За исключением этого случая я наслаждался каждой минутой моей работы. Это была настоящая журналистика, жесткая и справедливая, такая, о которой я только читал в книгах Бена Хекта: журналист валится на кровать не раздеваясь и засыпает, просыпается от стука в дверь, хватает блокнот и отправляется на место происшествия, чтобы добыть информацию. Через два часа он уже сидит за пишущей машинкой, все еще в шляпе, рядом бутылка виски, сигарета во рту, и печатает сенсационный текст, оставляя позади своих неудачливых конкурентов.

Как и все молодые журналисты того времени, я преклонялся перед Беном Хектом, который начинал свою карьеру как корреспондент с уникальным нюхом на сенсации, а позднее написал сценарии «Мошенника» и «Главной новости», дважды удостоивался «Оскара». Он был таким поборником сионизма, что во времена британского мандата его фильмы были запрещены на том основании, что он «поддерживает еврейских террористов». Я никогда не думал, что через каких-то несколько месяцев буду сидеть с ним рядом, освещая процесс Кастнера.

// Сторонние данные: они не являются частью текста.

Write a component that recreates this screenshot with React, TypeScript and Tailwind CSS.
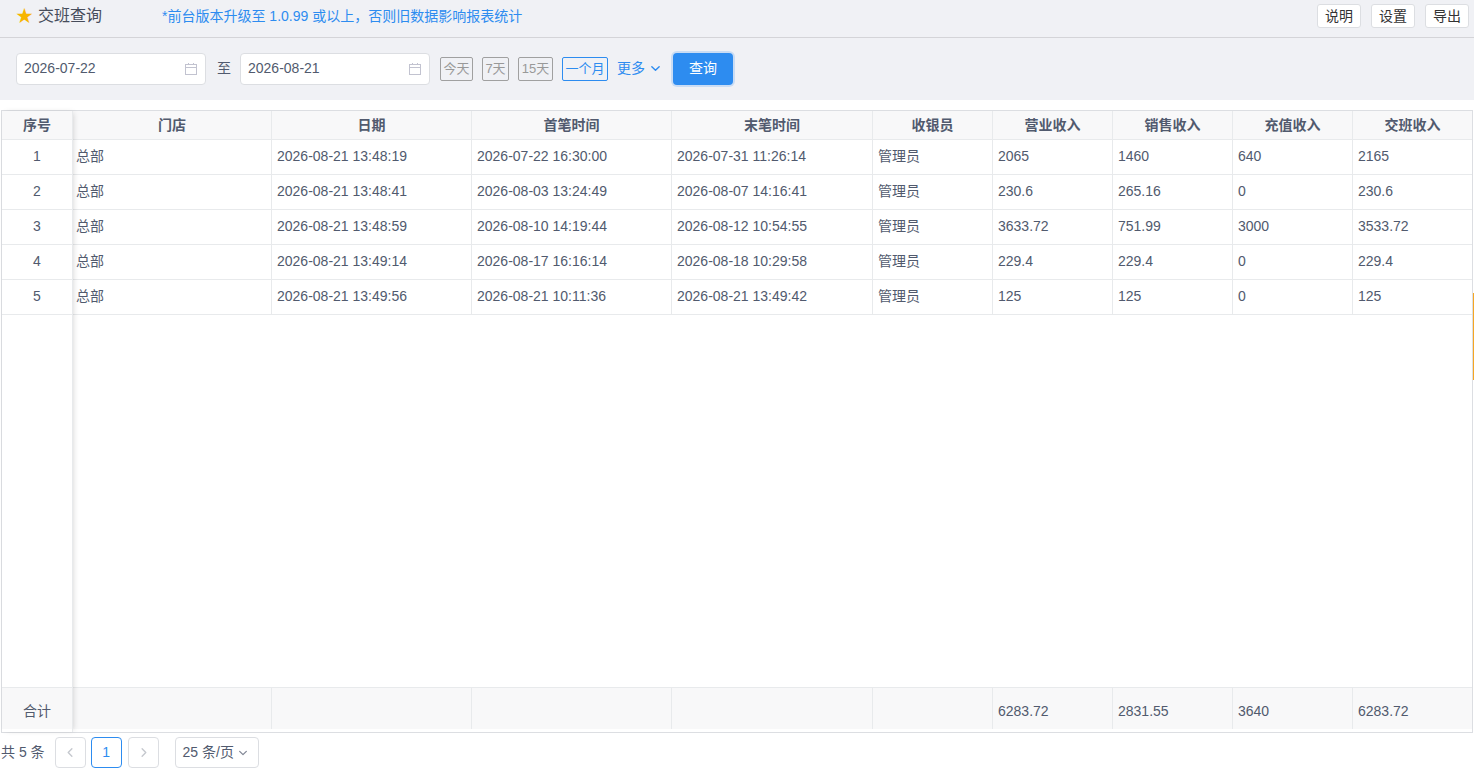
import React from "react";

const FONT = '"Liberation Sans", "Noto Sans CJK SC", Arial, sans-serif';

const rows = [
  ["1", "总部", "2026-08-21 13:48:19", "2026-07-22 16:30:00", "2026-07-31 11:26:14", "管理员", "2065", "1460", "640", "2165"],
  ["2", "总部", "2026-08-21 13:48:41", "2026-08-03 13:24:49", "2026-08-07 14:16:41", "管理员", "230.6", "265.16", "0", "230.6"],
  ["3", "总部", "2026-08-21 13:48:59", "2026-08-10 14:19:44", "2026-08-12 10:54:55", "管理员", "3633.72", "751.99", "3000", "3533.72"],
  ["4", "总部", "2026-08-21 13:49:14", "2026-08-17 16:16:14", "2026-08-18 10:29:58", "管理员", "229.4", "229.4", "0", "229.4"],
  ["5", "总部", "2026-08-21 13:49:56", "2026-08-21 10:11:36", "2026-08-21 13:49:42", "管理员", "125", "125", "0", "125"],
];

const heads = ["门店", "日期", "首笔时间", "末笔时间", "收银员", "营业收入", "销售收入", "充值收入", "交班收入"];
const totals = ["", "", "", "", "", "6283.72", "2831.55", "3640", "6283.72"];

const GRID = "grid grid-cols-[199px_200px_200px_201px_120px_120px_120px_120px_119px]";

function CalIcon() {
  return (
    <svg width="14" height="14" viewBox="0 0 14 14" fill="none" stroke="#c2c3d0" strokeWidth="1">
      <rect x="1.5" y="2.5" width="11" height="10" />
      <line x1="1.5" y1="5.5" x2="12.5" y2="5.5" />
      <line x1="4.5" y1="1" x2="4.5" y2="3" />
      <line x1="9.5" y1="1" x2="9.5" y2="3" />
    </svg>
  );
}

function Chevron({ dir = "down", color = "#2d8cf0", size = 10 }: { dir?: "down" | "left" | "right"; color?: string; size?: number }) {
  const d = dir === "down" ? "M2 4 L6 8 L10 4" : dir === "left" ? "M7.5 2 L3.5 6 L7.5 10" : "M4.5 2 L8.5 6 L4.5 10";
  return (
    <svg width={size} height={size} viewBox="0 0 12 12" fill="none" stroke={color} strokeWidth="1.5" strokeLinecap="round" strokeLinejoin="round">
      <path d={d} />
    </svg>
  );
}

function DateInput({ value }: { value: string }) {
  return (
    <div className="flex h-[32px] w-[190px] items-center justify-between rounded-[4px] border border-[#dcdee2] bg-white pl-[7px] pr-[7px] text-[14px] text-[#515a6e]">
      <span>{value}</span>
      <CalIcon />
    </div>
  );
}

export default function App() {
  return (
    <div className="relative h-[773px] w-[1474px] overflow-hidden bg-white" style={{ fontFamily: FONT }}>
      {/* Title bar */}
      <div className="flex h-[38px] items-center border-b border-[#d4d4d8] bg-[#f0f1f5] pb-[5px] pl-[16px] pr-[5px]">
        <span className="text-[17px] leading-none text-[#f7b500]">★</span>
        <span className="ml-[5px] text-[16px] text-[#464c5b]">交班查询</span>
        <span className="ml-[60px] text-[14px] text-[#2d8cf0]">*前台版本升级至 1.0.99 或以上，否则旧数据影响报表统计</span>
        <div className="ml-auto flex gap-[10px]">
          {["说明", "设置", "导出"].map((t) => (
            <div key={t} className="flex h-[24px] w-[44px] items-center justify-center rounded-[3px] border border-[#dcdee2] bg-white text-[14px] text-[#333]">
              {t}
            </div>
          ))}
        </div>
      </div>

      {/* Filter bar */}
      <div className="flex h-[62px] items-center bg-[#f0f1f5] pb-[1px] pl-[16px]">
        <DateInput value="2026-07-22" />
        <span className="ml-[11px] mr-[9px] text-[14px] text-[#515a6e]">至</span>
        <DateInput value="2026-08-21" />
        <div className="ml-[10px] flex items-center gap-[9px] text-[13px]">
          <div className="flex h-[24px] w-[33px] items-center justify-center rounded-[2px] border border-[#a0a0a0] text-[#999]">今天</div>
          <div className="flex h-[24px] w-[27px] items-center justify-center rounded-[2px] border border-[#a0a0a0] text-[#999]">7天</div>
          <div className="flex h-[24px] w-[35px] items-center justify-center rounded-[2px] border border-[#a0a0a0] text-[#999]">15天</div>
          <div className="flex h-[24px] w-[46px] items-center justify-center rounded-[2px] border border-[#2d8cf0] text-[#2d8cf0]">一个月</div>
          <div className="flex items-center gap-[5px] text-[14px] text-[#2d8cf0]">
            <span>更多</span>
            <Chevron size={11} />
          </div>
        </div>
        <div className="ml-[12px] flex h-[32px] w-[60px] items-center justify-center rounded-[4px] bg-[#2d8cf0] text-[14px] text-white shadow-[0_0_0_2px_rgba(45,140,240,0.2)]">
          查询
        </div>
      </div>

      {/* Table */}
      <div className="ml-[1px] mt-[10px] flex h-[623px] w-[1472px] border border-[#dcdee2] text-[14px] text-[#515a6e]">
        {/* Fixed column */}
        <div className="relative z-10 flex w-[71px] flex-col border-r border-[#e8eaec] bg-white shadow-[2px_0_6px_-2px_rgba(0,0,0,0.18)]">
          <div className="flex h-[29px] items-center justify-center border-b border-[#e8eaec] bg-[#f8f8f9] font-bold">序号</div>
          {rows.map((r) => (
            <div key={r[0]} className="flex h-[35px] items-center justify-center border-b border-[#e8eaec] pb-[1px]">
              {r[0]}
            </div>
          ))}
          <div className="flex-1" />
          <div className="flex h-[42px] items-center justify-center border-t border-[#e8eaec] bg-[#f8f8f9] pt-[6px]">合计</div>
          <div className="h-[3px]" />
        </div>
        {/* Scrollable columns */}
        <div className="flex flex-1 flex-col">
          <div className={`${GRID} h-[29px] border-b border-[#e8eaec] bg-[#f8f8f9] font-bold`}>
            {heads.map((h, i) => (
              <div key={h} className={`flex items-center justify-center ${i < 8 ? "border-r border-[#e8eaec]" : ""}`}>
                {h}
              </div>
            ))}
          </div>
          {rows.map((r) => (
            <div key={r[0]} className={`${GRID} h-[35px] border-b border-[#e8eaec]`}>
              {r.slice(1).map((c, i) => (
                <div key={i} className={`flex items-center pb-[1px] ${i === 0 ? "pl-[3px]" : "pl-[5px]"} ${i < 8 ? "border-r border-[#e8eaec]" : ""}`}>
                  {c}
                </div>
              ))}
            </div>
          ))}
          <div className="flex-1" />
          <div className={`${GRID} h-[42px] border-t border-[#e8eaec] bg-[#f8f8f9]`}>
            {totals.map((c, i) => (
              <div key={i} className={`flex items-center pl-[5px] pt-[6px] ${i < 8 ? "border-r border-[#e8eaec]" : ""}`}>
                {c}
              </div>
            ))}
          </div>
          <div className="h-[3px]" />
        </div>
      </div>

      {/* Pagination */}
      <div className="mt-[4px] flex h-[31px] items-center pl-[1px] text-[14px] text-[#515a6e]">
        <span>共 5 条</span>
        <div className="ml-[10px] flex h-[31px] w-[31px] items-center justify-center rounded-[4px] border border-[#dcdee2]">
          <Chevron dir="left" color="#c5c8ce" size={11} />
        </div>
        <div className="ml-[5px] flex h-[31px] w-[31px] items-center justify-center rounded-[4px] border border-[#2d8cf0] text-[#2d8cf0]">1</div>
        <div className="ml-[6px] flex h-[31px] w-[31px] items-center justify-center rounded-[4px] border border-[#dcdee2]">
          <Chevron dir="right" color="#c5c8ce" size={11} />
        </div>
        <div className="ml-[16px] flex h-[31px] w-[84px] items-center gap-[4px] rounded-[4px] border border-[#dcdee2] pl-[7px]">
          <span>25 条/页</span>
          <Chevron color="#808695" size={10} />
        </div>
      </div>

      {/* Orange scroll indicator overlay */}
      <div className="absolute left-[1473px] top-[293px] h-[87px] w-[1px] bg-[#f5a623]" />
    </div>
  );
}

29 октября 1956 года вспыхнул Суэцкий кризис. В течение шести дней длинные колонны войск тянулись в южном направлении. В боях участвовали сто семьдесят пять тысяч израильских солдат и около ста тысяч англичан и французов. Иногда мне казалось, что я взял интервью у каждого из них. Я мотался в нелепой английской каске времен Первой мировой по всем направлениям, спал по два часа в сутки и без устали писал. «Маарив» послал на место событий своих самых опытных корреспондентов, а мне было дано указание им помогать. Которое проигнорировал: это была моя территория, и я не собирался быть здесь ничьим подмастерьем. Возможно, мне стоило вспомнить изречение Джозефа Кеннона, которым он подытожил сорок шесть лет своей работы в конгрессе США: «Маятник всегда возвращается».